O ex-presidente do Banco Central de Portugal acrescentou : “Existe é câmbio flutuante, e esperamos que as principais moedas devem também se comportem respeitando esse sistema”.

Indagado se não é mais fácil um europeu fazer essa avaliação, quando o euro sofreu forte desvalorização e turbina suas exportações, ele retrucou sorrindo: “O euro já desceu, mas está se valorizando. São situações normais nos mercados cambiais. Insisto, é câmbio flutuante e esses episódios podem acontecer. O BCE não tem uma política definição de taxa de câmbio.”

O vice-presidente do BCE rejeitou também sinalizações brasileiras para se tentar coordenação do G-20 na área cambial, em novembro em Seul (Coreia do Sul). “É difícil isso, mas o G-20 está monitorando a situação. Em caso de flutuações condenáveis, (os BCs) podem coordenar suas atuações. Mas não é o caso neste momento, não é uma situação pior do que tem sido dos últimos meses”.

De seu lado, o presidente do BC, Henrique Meirelles, acabou “chutando o pau da barraca”, numa expressão ouvida no seminário na Europa endividada e economia quase estagnada. Saindo das discussões técnicas sobre regulação, ele defendeu que não bastava endurecer regras sobre instituições financeiras sistematicamente importantes. E que é preciso monitorar “economias sistemicamente importantes”, ou seja, grandes e mais perigosas para causar problemas na economia mundial. Não citou os EUA ou qualquer outro país, mas ninguém ignorou a direção da mensagem e recebeu aplausos do auditório composto na maioria por europeus.

“Há duas lições importantes desta crise. A primeira é que uma regulamentação prudencial sólida que assegure a estabilidade dos sistemas financeiros é fundamental para o crescimento sustentado dos países. Instituições financeiras vulneráveis aos ciclos econômicos ou com excesso de risco geram prejuízos econômicos graves aos países. A estabilidade financeira dos bancos é importante. “Mas também a estabilidade financeira do país é importante, porque, quanto mais estável o pais, mais estáveis as companhias, os bancos e a situação financeira das famílias serão”, afirmou.

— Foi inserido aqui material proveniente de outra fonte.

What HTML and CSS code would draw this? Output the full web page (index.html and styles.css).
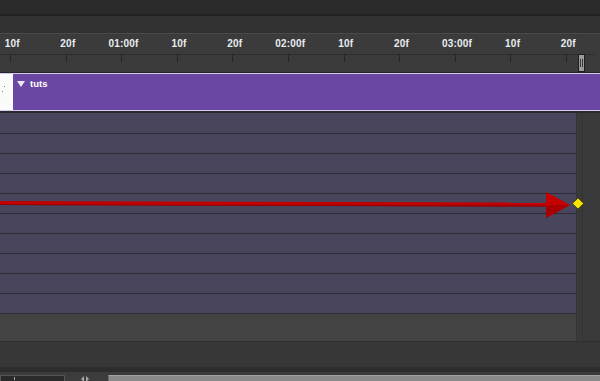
FILE: index.html
```html
<!DOCTYPE html>
<html lang="en">
<head>
<meta charset="UTF-8">
<meta name="viewport" content="width=device-width, initial-scale=1.0">
<title>Timeline</title>
<link rel="stylesheet" href="styles.css">
</head>
<body>
<div class="timeline">
    <div class="topbar"></div>
    <div class="subbar"></div>

    <div class="ruler">
        <div class="ticks">
            <div class="tick"><span>10f</span></div>
            <div class="tick"><span>20f</span></div>
            <div class="tick"><span>01:00f</span></div>
            <div class="tick"><span>10f</span></div>
            <div class="tick"><span>20f</span></div>
            <div class="tick"><span>02:00f</span></div>
            <div class="tick"><span>10f</span></div>
            <div class="tick"><span>20f</span></div>
            <div class="tick"><span>03:00f</span></div>
            <div class="tick"><span>10f</span></div>
            <div class="tick"><span>20f</span></div>
        </div>
        <div class="playhead"><i></i><i></i></div>
    </div>

    <div class="group">
        <div class="group-side"><i></i><i></i></div>
        <div class="group-bar">
            <span class="caret"></span>
            <span class="group-name">tuts</span>
        </div>
    </div>

    <div class="tracks">
        <div class="rows">
            <div class="row"></div>
            <div class="row"></div>
            <div class="row"></div>
            <div class="row"></div>
            <div class="row"></div>
            <div class="row"></div>
            <div class="row"></div>
            <div class="row"></div>
            <div class="row"></div>
            <div class="row"></div>
            <div class="row empty"></div>
        </div>
        <div class="end-col">
            <div class="end-line"></div>
        </div>
    </div>

    <div class="footer"></div>
    <div class="footer-edge"></div>

    <div class="bottombar">
        <div class="zoom-field"><i></i></div>
        <div class="zoom-btn"><i class="tri-left"></i><i class="tri-right"></i></div>
        <div class="scrollbar"></div>
    </div>

    <svg class="overlay" width="600" height="381" viewBox="0 0 600 381">
        <polygon points="0,201 548,202.5 548,206.5 0,205" fill="#c10000"/>
        <polygon points="0,204.2 548,205.7 548,206.5 0,205" fill="#850000"/>
        <polygon points="546,192 570,205 546,218" fill="#c60000"/>
        <polygon points="546,205 570,205 546,218" fill="#a80000"/>
        <polygon points="578,197.8 583.8,203.5 578,209.2 572.2,203.5" fill="#f6e400" stroke="#2a2a1a" stroke-width="0.9"/>
    </svg>
</div>
</body>
</html>
```

FILE: styles.css
```css
body {
    margin: 0;
    padding: 0;
    background-color: #2b2b2b;
    font-family: "Liberation Sans", Arial, sans-serif;
}

.timeline {
    position: relative;
    width: 600px;
    height: 381px;
    overflow: hidden;
    display: flex;
    flex-direction: column;
}

.timeline > div {
    flex-shrink: 0;
}

.topbar {
    height: 14px;
    background-color: #2b2b2b;
    border-bottom: 2px solid #212121;
}

.subbar {
    height: 17px;
    background-color: #313131;
    border-bottom: 1px solid #4a4a4a;
}

.ruler {
    position: relative;
    height: 38px;
    background-color: #3b3b3b;
    border-bottom: 1px solid #242424;
}

.ticks {
    display: flex;
    margin-left: -17px;
    height: 100%;
}

.tick {
    position: relative;
    flex: 0 0 55.6px;
    display: flex;
    justify-content: center;
    border-bottom: 1px solid #2e2e2e;
    height: 20px;
}

.tick span {
    margin-top: 4px;
    margin-left: 3px;
    font-size: 10px;
    font-weight: bold;
    color: #e9edf2;
    letter-spacing: 0.2px;
}

.tick::after {
    content: "";
    position: absolute;
    left: 27px;
    top: 20px;
    width: 1px;
    height: 8px;
    background-color: #262626;
}

.playhead {
    position: absolute;
    left: 578px;
    top: 20px;
    width: 5px;
    height: 16px;
    background-color: #9c9c9c;
    border: 1px solid #1e1e1e;
    display: flex;
    justify-content: center;
    align-items: center;
    gap: 1px;
}

.playhead i {
    width: 1px;
    height: 8px;
    background-color: #3a3a3a;
}

.group {
    display: flex;
    height: 37px;
    border-top: 1px solid #d6caee;
    border-bottom: 2px solid #2a2830;
}

.group-side {
    width: 13px;
    background-color: #fbfbfb;
    position: relative;
    border-bottom: 1px solid #d6caee;
}

.group-side i {
    position: absolute;
    width: 1px;
    height: 1px;
    background-color: #777;
}

.group-side i:first-child {
    left: 4px;
    top: 12px;
}

.group-side i:last-child {
    left: 2px;
    top: 17px;
}

.group-bar {
    flex: 1;
    background-color: #6a47a3;
    border-bottom: 1px solid #d6caee;
    display: flex;
    align-items: flex-start;
    padding: 4px 0 0 4px;
}

.caret {
    width: 0;
    height: 0;
    margin-top: 3px;
    border-left: 4px solid transparent;
    border-right: 4px solid transparent;
    border-top: 6px solid #ece8f6;
}

.group-name {
    margin-left: 5px;
    font-size: 9.5px;
    font-weight: bold;
    color: #ffffff;
}

.tracks {
    display: flex;
    height: 228px;
}

.rows {
    flex: 1;
    display: flex;
    flex-direction: column;
}

.row {
    height: 19px;
    background-color: #49455c;
    border-bottom: 1px solid #2d2b35;
}

.row:first-child {
    height: 20px;
}

.row.empty {
    height: 27px;
    background-color: #434343;
    border-bottom: none;
}

.end-col {
    width: 23px;
    background-color: #3a3a3a;
    border-left: 1px solid #353535;
    display: flex;
}

.end-line {
    margin-left: 5px;
    width: 1px;
    background-color: #333333;
}

.footer {
    height: 25px;
    background-color: #373737;
    border-top: 1px solid #2e2e2e;
}

.footer-edge {
    height: 5px;
    background-color: #2d2d2d;
    border-bottom: 3px solid #3c3c3c;
}

.bottombar {
    flex: 1 1 auto;
    min-height: 0;
    overflow: hidden;
    display: flex;
    background-color: #3c3c3c;
}

.zoom-field {
    width: 63px;
    background-color: #2a2a2a;
    border: 1px solid #555555;
    border-bottom: none;
    position: relative;
}

.zoom-field i {
    position: absolute;
    left: 13px;
    top: 1px;
    width: 1px;
    height: 3px;
    background-color: #aaaaaa;
}

.zoom-btn {
    width: 40px;
    display: flex;
    justify-content: center;
    align-items: flex-start;
    gap: 2px;
    padding-top: 1px;
}

.zoom-btn i {
    width: 0;
    height: 0;
    border-top: 3px solid transparent;
    border-bottom: 3px solid transparent;
}

.zoom-btn .tri-left {
    border-right: 3px solid #a8a8a8;
}

.zoom-btn .tri-right {
    border-left: 3px solid #a8a8a8;
}

.scrollbar {
    flex: 1;
    margin-left: 3px;
    background-color: #8a8a8a;
    border-top: 1px solid #a2a2a2;
    border-left: 1px solid #6a6a6a;
}

.overlay {
    position: absolute;
    left: 0;
    top: 0;
    pointer-events: none;
}
```
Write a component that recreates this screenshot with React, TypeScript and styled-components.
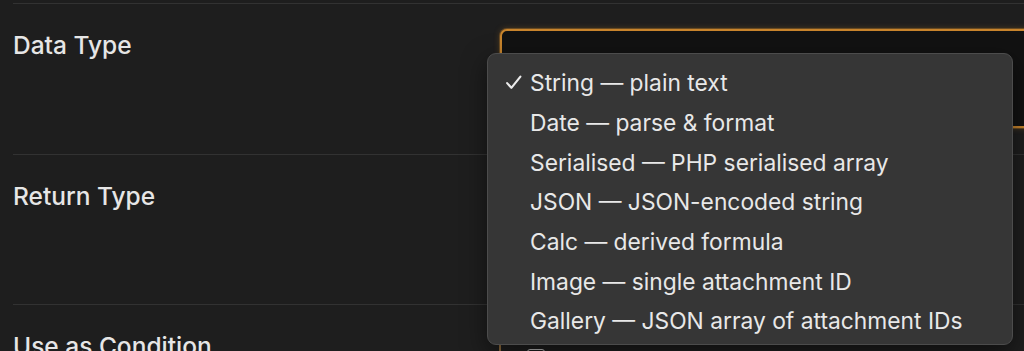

No caso especifico do Brasil, ele mencionou “a construção de reservas internacionais, a relação cadente da dívida pública sobre o PIB nos últimos oito anos, inflação na meta, com economia estabilizada.” “E isso propicia condições para se diminuir o nível de risco global do país, dando mais condições para que o próprio sistema seja mais estável.”

Parece claro que EUA, China e os europeus não vão deixar o Fundo Monetário Internacional (FMI) monitorar efetivamente suas políticas econômicas, como fazia junto aos países em desenvolvimento. Mas o ex-diretor do fundo, Jacques de Larosiere, hoje sem responsabilidade e sem sofrer as pressões, mostrou-se simpático à ideia de Meirelles. “É preciso pegar o bicho pelos chifres”, disse.

Encerrando o debate, o comissário europeu encarregado do mercado interno e dos serviços, Michel Barnier, reconheceu a evidência de que “o mundo não termina nos EUA e UE” e anunciou que procurará os emergentes “para construir juntos a bases de novas regras e normas comuns”.